begin
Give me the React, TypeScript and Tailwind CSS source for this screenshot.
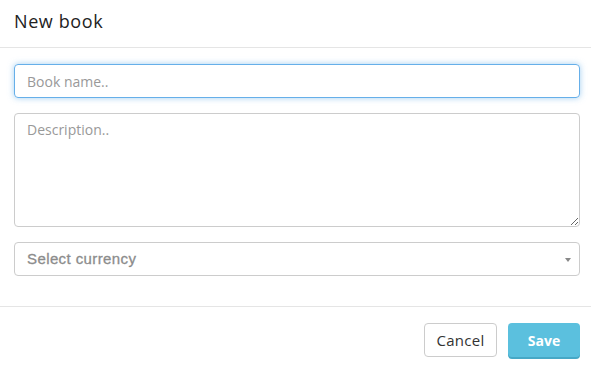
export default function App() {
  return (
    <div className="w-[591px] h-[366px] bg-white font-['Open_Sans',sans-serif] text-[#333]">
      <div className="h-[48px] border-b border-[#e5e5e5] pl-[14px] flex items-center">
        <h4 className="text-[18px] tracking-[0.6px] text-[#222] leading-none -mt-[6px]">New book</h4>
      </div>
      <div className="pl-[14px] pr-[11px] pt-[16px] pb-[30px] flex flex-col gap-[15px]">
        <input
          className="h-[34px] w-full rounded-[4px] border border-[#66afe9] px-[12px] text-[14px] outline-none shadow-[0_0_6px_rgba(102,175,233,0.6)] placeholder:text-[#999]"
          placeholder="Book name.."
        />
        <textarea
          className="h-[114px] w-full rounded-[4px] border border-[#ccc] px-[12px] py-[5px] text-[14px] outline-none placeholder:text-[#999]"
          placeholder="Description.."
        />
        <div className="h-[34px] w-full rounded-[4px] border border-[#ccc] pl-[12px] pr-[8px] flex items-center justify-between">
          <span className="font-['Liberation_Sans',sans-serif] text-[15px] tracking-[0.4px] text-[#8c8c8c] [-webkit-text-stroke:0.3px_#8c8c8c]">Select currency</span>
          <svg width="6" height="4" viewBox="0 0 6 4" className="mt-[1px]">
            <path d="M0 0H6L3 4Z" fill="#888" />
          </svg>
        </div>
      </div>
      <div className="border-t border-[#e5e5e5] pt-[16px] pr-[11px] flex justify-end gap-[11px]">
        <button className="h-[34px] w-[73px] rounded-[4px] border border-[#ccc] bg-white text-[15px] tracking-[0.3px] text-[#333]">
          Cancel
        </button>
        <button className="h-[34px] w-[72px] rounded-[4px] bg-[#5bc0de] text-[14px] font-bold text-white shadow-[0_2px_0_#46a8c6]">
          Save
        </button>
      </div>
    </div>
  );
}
end
▶ [STATED TASK] The data above needs to be retyped exactly, with the images left out.

▶ [THE RESULT]
Give me the React, TypeScript and Tailwind CSS source for this screenshot.
export default function App() {
  return (
    <div className="w-[591px] h-[366px] bg-white font-['Open_Sans',sans-serif] text-[#333]">
      <div className="h-[48px] border-b border-[#e5e5e5] pl-[14px] flex items-center">
        <h4 className="text-[18px] tracking-[0.6px] text-[#222] leading-none -mt-[6px]">New book</h4>
      </div>
      <div className="pl-[14px] pr-[11px] pt-[16px] pb-[30px] flex flex-col gap-[15px]">
        <input
          className="h-[34px] w-full rounded-[4px] border border-[#66afe9] px-[12px] text-[14px] outline-none shadow-[0_0_6px_rgba(102,175,233,0.6)] placeholder:text-[#999]"
          placeholder="Book name.."
        />
        <textarea
          className="h-[114px] w-full rounded-[4px] border border-[#ccc] px-[12px] py-[5px] text-[14px] outline-none placeholder:text-[#999]"
          placeholder="Description.."
        />
        <div className="h-[34px] w-full rounded-[4px] border border-[#ccc] pl-[12px] pr-[8px] flex items-center justify-between">
          <span className="font-['Liberation_Sans',sans-serif] text-[15px] tracking-[0.4px] text-[#8c8c8c] [-webkit-text-stroke:0.3px_#8c8c8c]">Select currency</span>
          <svg width="6" height="4" viewBox="0 0 6 4" className="mt-[1px]">
            <path d="M0 0H6L3 4Z" fill="#888" />
          </svg>
        </div>
      </div>
      <div className="border-t border-[#e5e5e5] pt-[16px] pr-[11px] flex justify-end gap-[11px]">
        <button className="h-[34px] w-[73px] rounded-[4px] border border-[#ccc] bg-white text-[15px] tracking-[0.3px] text-[#333]">
          Cancel
        </button>
        <button className="h-[34px] w-[72px] rounded-[4px] bg-[#5bc0de] text-[14px] font-bold text-white shadow-[0_2px_0_#46a8c6]">
          Save
        </button>
      </div>
    </div>
  );
}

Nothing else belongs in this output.